Required task — Repeat all the material exactly; pictures stay out of your copy.

========================================

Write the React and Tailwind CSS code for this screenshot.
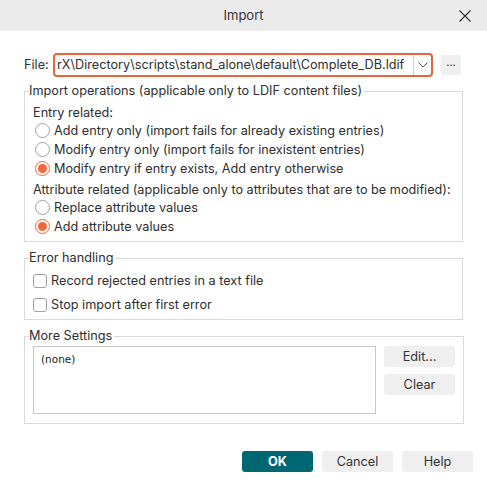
import React, { useState } from "react";

const font = { fontFamily: "Inter, 'Noto Sans', sans-serif" };

function Radio({ checked, label, onClick }) {
  return (
    <div className="flex h-[19px] items-center cursor-default" onClick={onClick}>
      <span
        className={`ml-[2px] flex h-[15px] w-[15px] shrink-0 items-center justify-center rounded-full border ${
          checked ? "border-[#f0683a]" : "border-[#a0a0a0]"
        }`}
      >
        {checked && <span className="h-[9px] w-[9px] rounded-full bg-[#f0683a]" />}
      </span>
      <span className="ml-[4px] whitespace-nowrap">{label}</span>
    </div>
  );
}

function Check({ checked, label, onClick }) {
  return (
    <div className="flex h-[24px] items-center cursor-default" onClick={onClick}>
      <span className="flex h-[14px] w-[14px] items-center justify-center rounded-[3px] border border-[#a0a0a0] bg-white">
        {checked && (
          <svg width="10" height="10" viewBox="0 0 10 10">
            <path d="M1.5 5.2l2.3 2.3 4.7-5" fill="none" stroke="#f0683a" strokeWidth="1.6" />
          </svg>
        )}
      </span>
      <span className="ml-[4px]">{label}</span>
    </div>
  );
}

function Group({ title, className, children }) {
  return (
    <fieldset className={`border border-[#d9d9d9] px-[8px] ${className}`}>
      <legend className="-ml-[4px] h-[16px] pr-[2px] leading-[16px]">{title}</legend>
      {children}
    </fieldset>
  );
}

function Btn({ children, className = "" }) {
  return (
    <button
      className={`flex h-[21px] w-[71px] items-center justify-center rounded-[3px] bg-[#efefef] text-[#333] ${className}`}
    >
      {children}
    </button>
  );
}

export default function App() {
  const [entryMode, setEntryMode] = useState(2);
  const [attrMode, setAttrMode] = useState(1);
  const [recordRejected, setRecordRejected] = useState(false);
  const [stopOnError, setStopOnError] = useState(false);

  return (
    <div className="relative h-[485px] w-[487px] overflow-hidden bg-white text-[12.7px] text-[#2e2e2e]" style={font}>
      {/* Title bar */}
      <div className="grid h-[31px] grid-cols-[1fr_auto_1fr] items-center bg-[#ebebeb]">
        <div />
        <div className="text-[13px] text-[#333]">Import</div>
        <div className="flex justify-end pr-[16px]">
          <svg width="12" height="12" viewBox="0 0 12 12">
            <path d="M0.5 0.5l11 11M11.5 0.5l-11 11" stroke="#333" strokeWidth="1.2" />
          </svg>
        </div>
      </div>

      <div className="px-[24px]">
        {/* File row */}
        <div className="mt-[22px] flex h-[24px] items-center">
          <span className="w-[29px]">File:</span>
          <div className="flex h-[24px] w-[380px] items-center overflow-hidden rounded-[4px] border-2 border-[#e8643c]">
            <div className="flex-1 overflow-hidden whitespace-nowrap pl-[2px] text-[12.7px]">
              rX\Directory\scripts\stand_alone\default\Complete_DB.ldif
            </div>
            <div className="flex h-full w-[18px] shrink-0 items-center justify-center border-l border-[#d0d0d0]">
              <svg width="10" height="6" viewBox="0 0 10 6">
                <path d="M0.5 0.5l4.5 4.5 4.5-4.5" fill="none" stroke="#555" strokeWidth="1" />
              </svg>
            </div>
          </div>
          <button className="ml-[8px] flex h-[20px] w-[20px] items-start justify-center rounded-[3px] bg-[#efefef] text-[11px] leading-[14px]">
            ...
          </button>
        </div>

        {/* Import operations */}
        <Group title="Import operations (applicable only to LDIF content files)" className="mt-[6px] pb-[5px]">
          <div className="mt-[6px] h-[16px] leading-[16px]">Entry related:</div>
          <Radio
            label="Add entry only (import fails for already existing entries)"
            checked={entryMode === 0}
            onClick={() => setEntryMode(0)}
          />
          <Radio
            label="Modify entry only (import fails for inexistent entries)"
            checked={entryMode === 1}
            onClick={() => setEntryMode(1)}
          />
          <Radio
            label="Modify entry if entry exists, Add entry otherwise"
            checked={entryMode === 2}
            onClick={() => setEntryMode(2)}
          />
          <div className="mt-[4px] h-[16px] whitespace-nowrap leading-[16px]">
            Attribute related (applicable only to attributes that are to be modified):
          </div>
          <Radio label="Replace attribute values" checked={attrMode === 0} onClick={() => setAttrMode(0)} />
          <Radio label="Add attribute values" checked={attrMode === 1} onClick={() => setAttrMode(1)} />
        </Group>

        {/* Error handling */}
        <Group title="Error handling" className="mt-[8px] pb-[2px]">
          <div className="mt-[3px]">
            <Check
              label="Record rejected entries in a text file"
              checked={recordRejected}
              onClick={() => setRecordRejected(!recordRejected)}
            />
          </div>
          <Check
            label="Stop import after first error"
            checked={stopOnError}
            onClick={() => setStopOnError(!stopOnError)}
          />
        </Group>

        {/* More Settings */}
        <Group title="More Settings" className="mt-[8px] pb-[9px]">
          <div className="mt-[2px] flex gap-[8px]">
            <div
              className="h-[68px] w-[343px] border border-[#c8c8c8] px-[7px] pt-[5px] text-[10.5px] text-[#222]"
              style={{ fontFamily: "'DejaVu Sans', sans-serif" }}
            >
              (none)
            </div>
            <div className="flex flex-col gap-[7px]">
              <Btn>Edit...</Btn>
              <Btn>Clear</Btn>
            </div>
          </div>
        </Group>

        {/* Bottom buttons */}
        <div className="-mr-[10px] mt-[27px] flex justify-end gap-[9px]">
          <button className="flex h-[21px] w-[71px] items-center justify-center rounded-[3px] bg-[#006672] font-bold text-white">
            OK
          </button>
          <Btn>Cancel</Btn>
          <Btn>Help</Btn>
        </div>
      </div>
    </div>
  );
}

========================================

Solved exercise —
Write the React and Tailwind CSS code for this screenshot.
import React, { useState } from "react";

const font = { fontFamily: "Inter, 'Noto Sans', sans-serif" };

function Radio({ checked, label, onClick }) {
  return (
    <div className="flex h-[19px] items-center cursor-default" onClick={onClick}>
      <span
        className={`ml-[2px] flex h-[15px] w-[15px] shrink-0 items-center justify-center rounded-full border ${
          checked ? "border-[#f0683a]" : "border-[#a0a0a0]"
        }`}
      >
        {checked && <span className="h-[9px] w-[9px] rounded-full bg-[#f0683a]" />}
      </span>
      <span className="ml-[4px] whitespace-nowrap">{label}</span>
    </div>
  );
}

function Check({ checked, label, onClick }) {
  return (
    <div className="flex h-[24px] items-center cursor-default" onClick={onClick}>
      <span className="flex h-[14px] w-[14px] items-center justify-center rounded-[3px] border border-[#a0a0a0] bg-white">
        {checked && (
          <svg width="10" height="10" viewBox="0 0 10 10">
            <path d="M1.5 5.2l2.3 2.3 4.7-5" fill="none" stroke="#f0683a" strokeWidth="1.6" />
          </svg>
        )}
      </span>
      <span className="ml-[4px]">{label}</span>
    </div>
  );
}

function Group({ title, className, children }) {
  return (
    <fieldset className={`border border-[#d9d9d9] px-[8px] ${className}`}>
      <legend className="-ml-[4px] h-[16px] pr-[2px] leading-[16px]">{title}</legend>
      {children}
    </fieldset>
  );
}

function Btn({ children, className = "" }) {
  return (
    <button
      className={`flex h-[21px] w-[71px] items-center justify-center rounded-[3px] bg-[#efefef] text-[#333] ${className}`}
    >
      {children}
    </button>
  );
}

export default function App() {
  const [entryMode, setEntryMode] = useState(2);
  const [attrMode, setAttrMode] = useState(1);
  const [recordRejected, setRecordRejected] = useState(false);
  const [stopOnError, setStopOnError] = useState(false);

  return (
    <div className="relative h-[485px] w-[487px] overflow-hidden bg-white text-[12.7px] text-[#2e2e2e]" style={font}>
      {/* Title bar */}
      <div className="grid h-[31px] grid-cols-[1fr_auto_1fr] items-center bg-[#ebebeb]">
        <div />
        <div className="text-[13px] text-[#333]">Import</div>
        <div className="flex justify-end pr-[16px]">
          <svg width="12" height="12" viewBox="0 0 12 12">
            <path d="M0.5 0.5l11 11M11.5 0.5l-11 11" stroke="#333" strokeWidth="1.2" />
          </svg>
        </div>
      </div>

      <div className="px-[24px]">
        {/* File row */}
        <div className="mt-[22px] flex h-[24px] items-center">
          <span className="w-[29px]">File:</span>
          <div className="flex h-[24px] w-[380px] items-center overflow-hidden rounded-[4px] border-2 border-[#e8643c]">
            <div className="flex-1 overflow-hidden whitespace-nowrap pl-[2px] text-[12.7px]">
              rX\Directory\scripts\stand_alone\default\Complete_DB.ldif
            </div>
            <div className="flex h-full w-[18px] shrink-0 items-center justify-center border-l border-[#d0d0d0]">
              <svg width="10" height="6" viewBox="0 0 10 6">
                <path d="M0.5 0.5l4.5 4.5 4.5-4.5" fill="none" stroke="#555" strokeWidth="1" />
              </svg>
            </div>
          </div>
          <button className="ml-[8px] flex h-[20px] w-[20px] items-start justify-center rounded-[3px] bg-[#efefef] text-[11px] leading-[14px]">
            ...
          </button>
        </div>

        {/* Import operations */}
        <Group title="Import operations (applicable only to LDIF content files)" className="mt-[6px] pb-[5px]">
          <div className="mt-[6px] h-[16px] leading-[16px]">Entry related:</div>
          <Radio
            label="Add entry only (import fails for already existing entries)"
            checked={entryMode === 0}
            onClick={() => setEntryMode(0)}
          />
          <Radio
            label="Modify entry only (import fails for inexistent entries)"
            checked={entryMode === 1}
            onClick={() => setEntryMode(1)}
          />
          <Radio
            label="Modify entry if entry exists, Add entry otherwise"
            checked={entryMode === 2}
            onClick={() => setEntryMode(2)}
          />
          <div className="mt-[4px] h-[16px] whitespace-nowrap leading-[16px]">
            Attribute related (applicable only to attributes that are to be modified):
          </div>
          <Radio label="Replace attribute values" checked={attrMode === 0} onClick={() => setAttrMode(0)} />
          <Radio label="Add attribute values" checked={attrMode === 1} onClick={() => setAttrMode(1)} />
        </Group>

        {/* Error handling */}
        <Group title="Error handling" className="mt-[8px] pb-[2px]">
          <div className="mt-[3px]">
            <Check
              label="Record rejected entries in a text file"
              checked={recordRejected}
              onClick={() => setRecordRejected(!recordRejected)}
            />
          </div>
          <Check
            label="Stop import after first error"
            checked={stopOnError}
            onClick={() => setStopOnError(!stopOnError)}
          />
        </Group>

        {/* More Settings */}
        <Group title="More Settings" className="mt-[8px] pb-[9px]">
          <div className="mt-[2px] flex gap-[8px]">
            <div
              className="h-[68px] w-[343px] border border-[#c8c8c8] px-[7px] pt-[5px] text-[10.5px] text-[#222]"
              style={{ fontFamily: "'DejaVu Sans', sans-serif" }}
            >
              (none)
            </div>
            <div className="flex flex-col gap-[7px]">
              <Btn>Edit...</Btn>
              <Btn>Clear</Btn>
            </div>
          </div>
        </Group>

        {/* Bottom buttons */}
        <div className="-mr-[10px] mt-[27px] flex justify-end gap-[9px]">
          <button className="flex h-[21px] w-[71px] items-center justify-center rounded-[3px] bg-[#006672] font-bold text-white">
            OK
          </button>
          <Btn>Cancel</Btn>
          <Btn>Help</Btn>
        </div>
      </div>
    </div>
  );
}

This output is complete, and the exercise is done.